For a start, how it’s adapted. James Lee, who wrote the screenplay, and director Michael Curtiz, take only the first half or so of Twain’s book, and then go their own way. What happens in the film after the King and the Duke try to help themselves to Peter Wilkes’s property is very different from what happens in the novel: the steamboat, the circus, and thereafter is all concocted rather than adapted. Even in the portion at the beginning, there are changes, though not as drastic as later.
This, obviously, is not unexpected; cinema, as a medium, cannot be as expansive as literature. Episodes need to be telescoped, especially when it comes to what is as convoluted and intricate a novel as The Adventures of Huckleberry Finn. Some need to be dropped, some need to be fused together. In my opinion, though, as long as the ethos of the original work is maintained, that’s acceptable in an adaptation.
Which, to some extent, is what happens here. The adventures, the friendship between Huck and Jim, the underlying thread of racism/slavery, even the occasionally shocking presence of violence: all of these are there both in the film as well as in the novel. Huck’s quick wit, the way he invents stuff on the fly to get out of scrapes, is there in both, too.

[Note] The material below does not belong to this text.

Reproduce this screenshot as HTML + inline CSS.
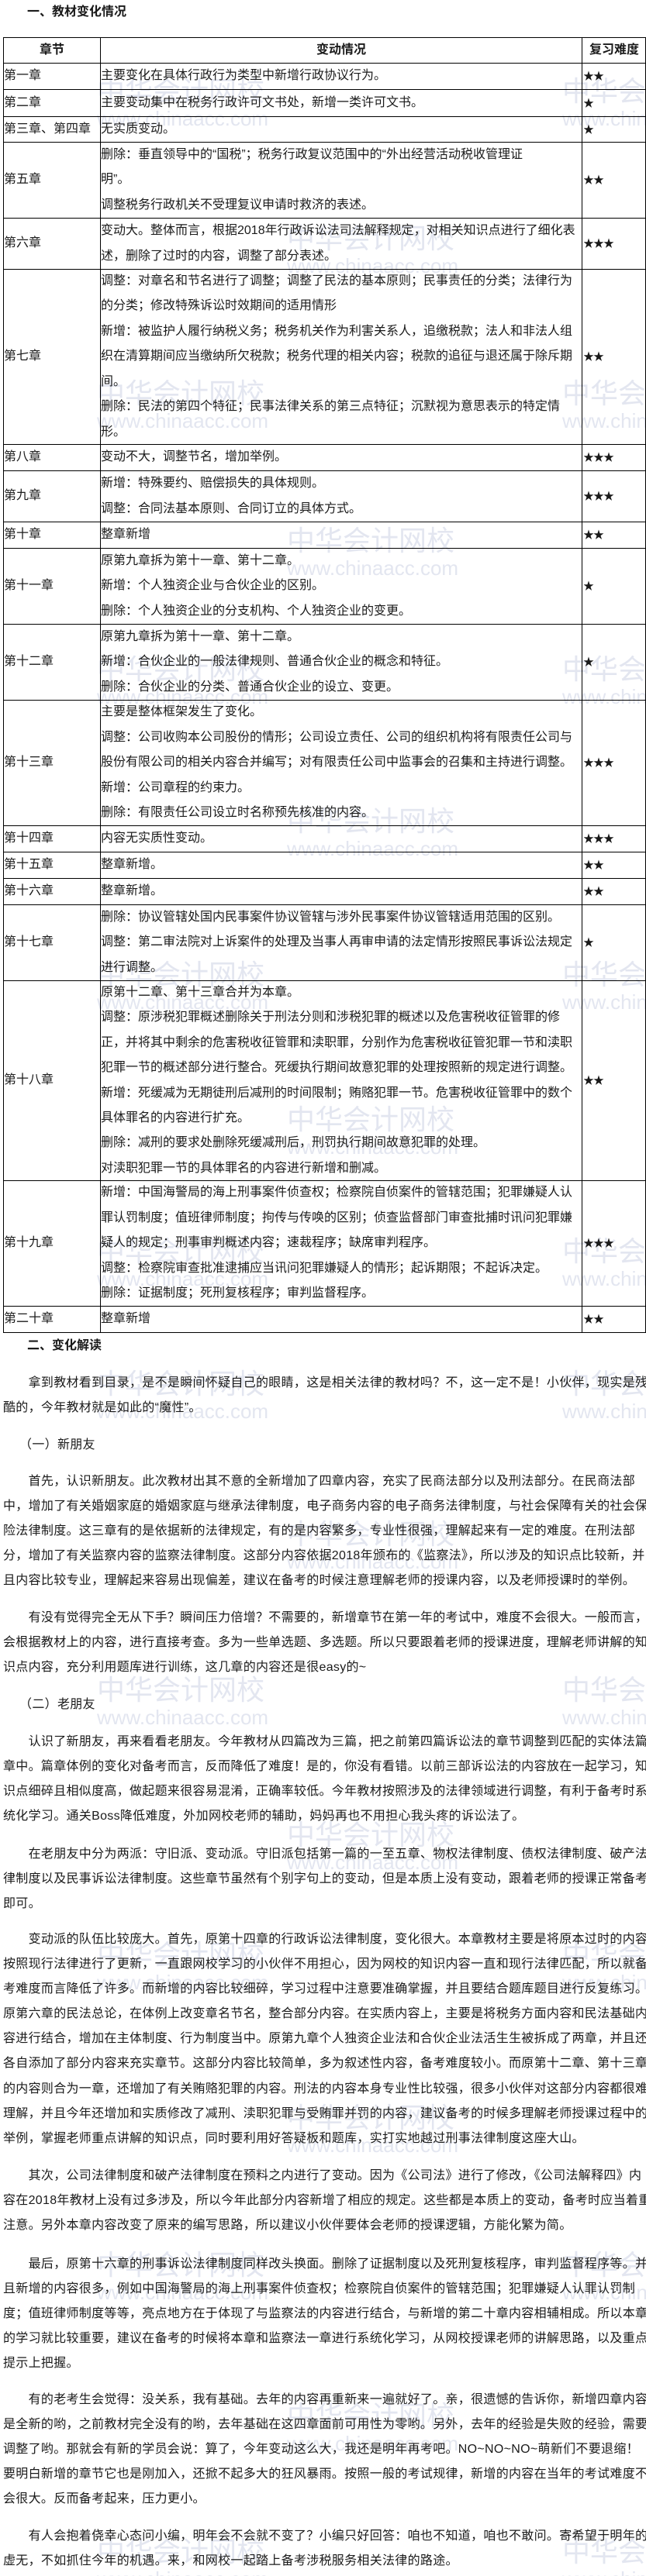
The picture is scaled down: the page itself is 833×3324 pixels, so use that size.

For me, where the film suffered was in missing Huck’s ‘voice’. Huck is the narrator of his own book, and his voice plays an important part in adding to the humour of the story. Also, the last quarter or so of the book involves Tom Sawyer turning up and him and Huck doing some hectic plotting to help Jim—locked up as a runaway slave—escape. This particular episode, a long and convoluted one, is very funny, but is completely missing (as is Tom Sawyer) from the film. I suppose leaving out Tom Sawyer from a film primarily about Huck makes sense, but it also makes the film a lot less funny.
On the whole, not a bad adaptation, but I wish it had been a little low on the sentimentality which it sometimes falls prey to. It detracts from the fun and adventure.